Contrary to popular belief, you are not all that anonymous on the internet. Anyone who really wants to could find the IP address that you used to post something and then get your in-real-life address and distribute it across the web (this is known as doxxing).

“Wait what? So me posting something racist on the internet is unethical but a person getting my IP address IS ethical?” Well no. These are two examples of using a computer for unethical reasons. The person posting the racist comment may be utilizing their freedom of speech, but they are opening themselves up to a multitude of criticism, damaging their online reputation, and they could even completely ruin their career. The guy doxxing people he doesn’t agree with or just for the heck of it is just as bad‒if not, worse. He is releasing someone’s personal information without their knowledge or consent, which is a really crappy thing to do. In fact, this is even illegal and you could face legal repercussions if you do it and are caught.

It is becoming a fact of life that technology will continue to be more involved in our daily lives, so it is more important now than ever that we maintain a professional online presence. Over 60 percent of employers search for candidates through social media, so if you are posting pictures of you doing semi-illegal activities or if every other word you post rhymes with bit, duck, or sholly, you should probably do some house cleaning.

 

The internet has also provided us with 1.2 petabytes of free information (for the most part), which means that stealing is also a lot easier. And no I’m not talking about stealing someone’s car or heart, I’m talking about plagiarism. You have probably plagiarized without even realizing it before, as simply forming the same opinion as someone else and writing it down after they did and not giving them credit, is technically considered plagiarism.


It is critical that you avoid plagiarism at all costs, especially when writing an important essay or speech, as plagiarism can be taken extremely seriously at the college level.

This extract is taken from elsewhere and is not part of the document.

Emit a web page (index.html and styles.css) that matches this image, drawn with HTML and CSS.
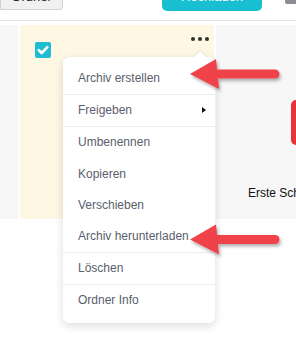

Computer ethics is an important field that has emerged just in the past few decades. It is important to follow a certain moral standard on the internet and while using a computer, as certain actions on the internet could literally ruin your life or put you in a jail cell. The internet can still be a fantastic place to share ideas and collaborate with others (particularly with programming), but you must follow guidelines to maintain professionalism. When it really comes down to it, it is important to remember four things: don’t upload questionable pictures or text submissions, don’t steal someone else’s work (or if you do, give some credit), absolutely don’t give out someone else’s personal information, and don’t tamper with a system you don’t own. If you follow all of that, you're good. But of course, these only apply if you are not in a position of power. If you are, then do the exact opposite of what I just said if you aren’t already. Who’s gonna stop you? The internet police?